How skillfully our oppressors have trained us! We're so eager to affirm their twisted notions of who we are! Half the time, we don't even realize we're doing it. We applaud when Transsexual women are portrayed as cross-dressers and exploited in a trashy horror flick(Ticked-Off Trannies). We applaud when Gay Pop singer Adam Lambert performs a semi-pornographic dance routine on national TV. We applaud when a Gay teenage boy gets elected "prom queen" by his high school classmates. Hardly anybody stops to consider the unpleasant ramifications: Transwomen’s lives and experiences reduced to a crass joke; reinforced Right Wing talking points about rogue sexuality among Gay men; homosexuality once again confused with transsexuality. We don't care. We're too caught up in the myth of Queerness!

That myth has transformed Gay Pride parades into pageants of ludicrous imagery: Stone butch "Dykes on Bikes". Drunk and nearly naked “Disco queens”. Leather-clad Dungeon Masters, leading their sex slaves on a dog leash. Topless “trannies” and kilted muscle boys, flashing their goodies. Bewigged and bejeweled drag divas. This is our version of an ethnic festival. We "proudly" present these tacky parodies of ourselves as authentic examples of "Gay culture". We brag up a storm about how liberated we are, even while we give heterosexual supremacists exactly the kind of sex and gender freak show they expect. Somewhere under all the taffeta and glitter and leather lie our plain, unembellished Transgender selves. What do they look like? Why are we afraid to let them be seen?

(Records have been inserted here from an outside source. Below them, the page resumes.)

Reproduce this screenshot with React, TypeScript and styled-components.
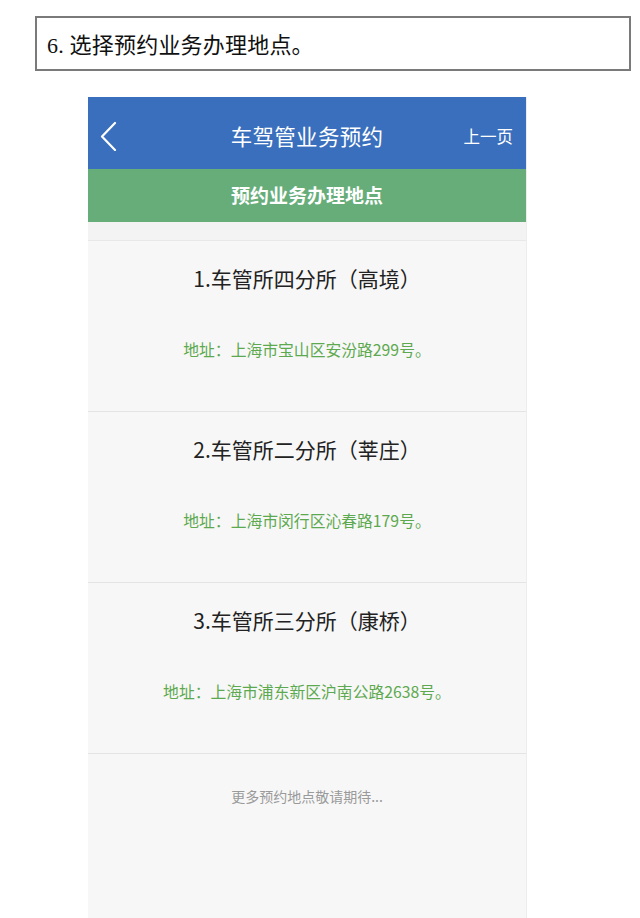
import React from "react";
import styled, { createGlobalStyle } from "styled-components";

const GlobalStyle = createGlobalStyle`
  html, body {
    margin: 0;
    padding: 0;
    background: #ffffff;
  }
  body {
    font-family: "Noto Sans CJK SC", "Noto Sans", sans-serif;
    width: 640px;
    height: 918px;
    overflow: hidden;
  }
`;

interface IPlace {
  title: string;
  address: string;
}

const places: IPlace[] = [
  { title: "1.车管所四分所（高境）", address: "地址：上海市宝山区安汾路299号。" },
  { title: "2.车管所二分所（莘庄）", address: "地址：上海市闵行区沁春路179号。" },
  { title: "3.车管所三分所（康桥）", address: "地址：上海市浦东新区沪南公路2638号。" },
];

const Page = styled.div`
  display: flex;
  flex-direction: column;
  padding-top: 16px;
`;

const StepBox = styled.div`
  box-sizing: border-box;
  margin-left: 35px;
  width: 596px;
  height: 55px;
  border: 2px solid #7a7a7a;
  display: flex;
  align-items: center;
  padding-left: 10px;
  padding-bottom: 2px;
`;

const StepText = styled.span`
  font-family: "Liberation Serif", "Noto Sans CJK SC", serif;
  font-size: 22px;
  color: #111;
  letter-spacing: 0.2px;
`;

const Phone = styled.div`
  margin: 26px 0 0 88px;
  width: 439px;
  height: 821px;
  background: #f7f7f7;
  display: flex;
  flex-direction: column;
  border-right: 1px solid #ededed;
  box-sizing: border-box;
`;

const TopBar = styled.div`
  height: 72px;
  background: #3a6fbd;
  display: grid;
  grid-template-columns: 70px 1fr 70px;
  align-items: center;
  color: #ffffff;
  padding-top: 5px;
  box-sizing: border-box;
`;

const BackButton = styled.div`
  display: flex;
  align-items: center;
  padding-left: 12px;
`;

const TopTitle = styled.div`
  text-align: center;
  font-size: 21.5px;
  letter-spacing: 0.3px;
`;

const PrevLink = styled.div`
  font-size: 16.5px;
  text-align: right;
  padding-right: 13px;
`;

const SubBar = styled.div`
  height: 53px;
  background: #66ad7a;
  color: #ffffff;
  font-size: 19px;
  font-weight: bold;
  display: flex;
  align-items: center;
  justify-content: center;
  padding-bottom: 2px;
  box-sizing: border-box;
`;

const Spacer = styled.div`
  height: 18px;
  background: #f3f3f3;
  border-bottom: 1px solid #e8e8e8;
`;

const PlaceItem = styled.div`
  height: 170px;
  border-bottom: 1px solid #e4e4e4;
  display: flex;
  flex-direction: column;
  align-items: center;
  background: #f7f7f7;
`;

const PlaceTitle = styled.div`
  margin-top: 22px;
  font-size: 21px;
  color: #222222;
  line-height: 30px;
`;

const PlaceAddress = styled.div`
  margin-top: 46px;
  font-size: 15.8px;
  color: #5da94f;
  line-height: 22px;
`;

const Footer = styled.div`
  flex: 1;
  display: flex;
  justify-content: center;
  padding-top: 32px;
  font-size: 14px;
  color: #9a9a9a;
`;

function BackIcon() {
  return (
    <svg width="18" height="30" viewBox="0 0 18 30">
      <polyline
        points="15,2 2,15.5 15,29"
        fill="none"
        stroke="#ffffff"
        strokeWidth="2.2"
        strokeLinecap="round"
        strokeLinejoin="round"
      />
    </svg>
  );
}

function App() {
  return (
    <>
      <GlobalStyle />
      <Page>
        <StepBox>
          <StepText>6. 选择预约业务办理地点。</StepText>
        </StepBox>
        <Phone>
          <TopBar>
            <BackButton>
              <BackIcon />
            </BackButton>
            <TopTitle>车驾管业务预约</TopTitle>
            <PrevLink>上一页</PrevLink>
          </TopBar>
          <SubBar>预约业务办理地点</SubBar>
          <Spacer />
          {places.map((p) => (
            <PlaceItem key={p.title}>
              <PlaceTitle>{p.title}</PlaceTitle>
              <PlaceAddress>{p.address}</PlaceAddress>
            </PlaceItem>
          ))}
          <Footer>更多预约地点敬请期待...</Footer>
        </Phone>
      </Page>
    </>
  );
}

export default App;
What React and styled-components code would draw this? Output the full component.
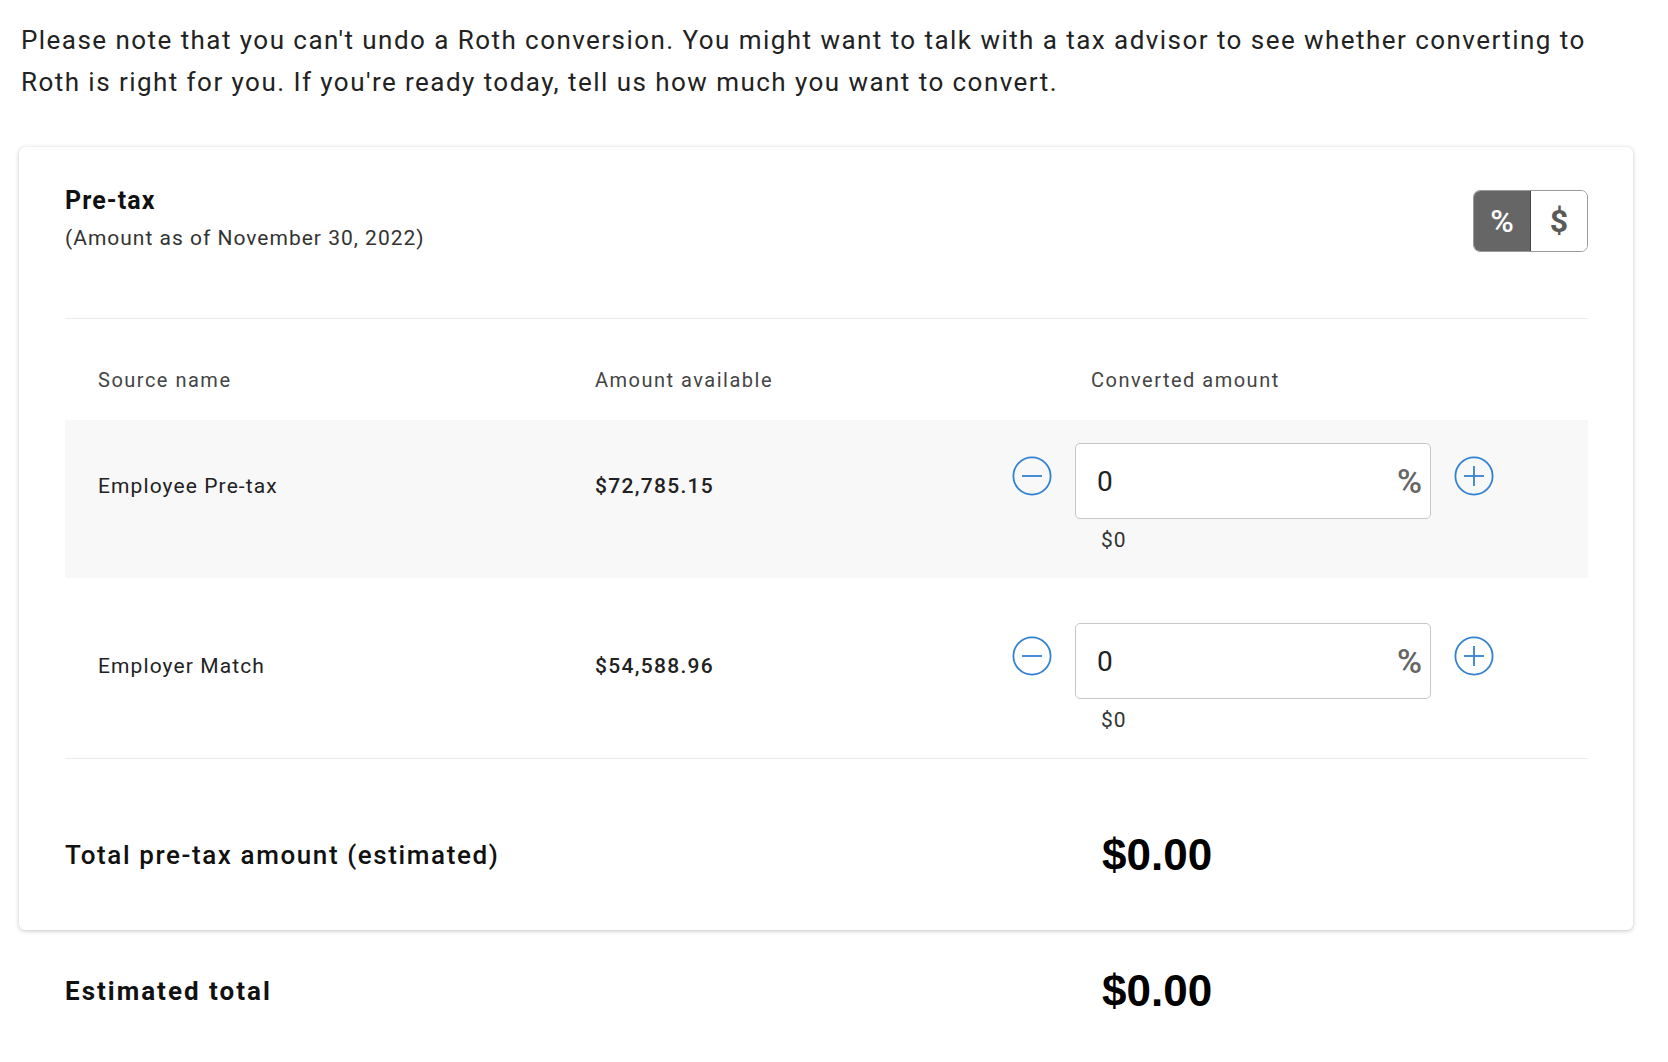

Yes, there's a little bit of truth in every stereotype. However, that doesn't mean stereotypes are the truth! I shudder to think what I'd be like if I believed otherwise. In my lifetime, an alarming number of people have seen fit to remark on my effeminacy. I've been told that I'm a "queen", a "queer", a "punk"(the working class Black man's definition), a "faggot", "a "he/she", a "sweet b*tch", and numerous other misogynistic names I won't bother repeating. I'm sure you get the idea.

Both casual acquaintances and complete strangers have suggested that I dress up in women's attire and go as female, “just for fun”. They imply that this is what I was born to do. If I have no desire to cross-dress, then I must be "repressed", or "a closet case", or ashamed of what I am; and what I am in their eyes seems to be some bizarre hybrid of "homo-thug" and drag ball débutante! Incidentally, some of these same people recommend that I sleep with women occasionally so as to maintain my "manhood". Lord, deliver me!

I'm expected to put up with this insane clown crap because so many Gay men, Lesbians and Transfolk have let themselves be shoehorned into false "gender queer" identities. My strength is that I've always been very self-aware. Nobody can make me buy into lies about myself. The Devil himself couldn't accomplish that feat!

"Queer" is a denigrating, exploitative and wholly fictional concept that doesn't describe me in any way, shape, or form. When it comes to my identity, I can't be misled! I don't allow anybody to define for me what it means to be a man, a Black man, or a Black Gay man.

Believe me, there are plenty of folks out there who are eager to do that! They come at me from both a Left Wing and a Right Wing perspective. They've got very rigid ideas about how I'm supposed to look, behave and identify myself, and they get terribly upset when I don't conform. Sounds like the definition of bigotry, doesn't it?

That's exactly what it is! It's rank bigotry, regardless of whether it's a Straight Black man urging me to suppress my feminine traits, or a Gay White man urging me to exaggerate them. Both bigots have serious gender issues that they'd better deal with as soon as possible. Here's how I deal with their mess: I live my life authentically, as free of artifice and buffoonery and internalized shame as I can make it; I treat my femininity with the respect that it deserves; and I pen myth-busting essays like this one. How do you like me now?

There are at least two closets that LGBT folk can shut themselves up in. One closet is Orthodoxy, which houses the stereotype of a binary gender person. The other is Queerness, which houses the stereotype of a blended gender person. Both are constructions of Heterosexual Supremacy. Both promote falsehood. No matter which closet homosexual, bisexual and transsexual human beings choose to hide in, the result is the same: Nobody knows who we really are. Lately, I don't think we know, either.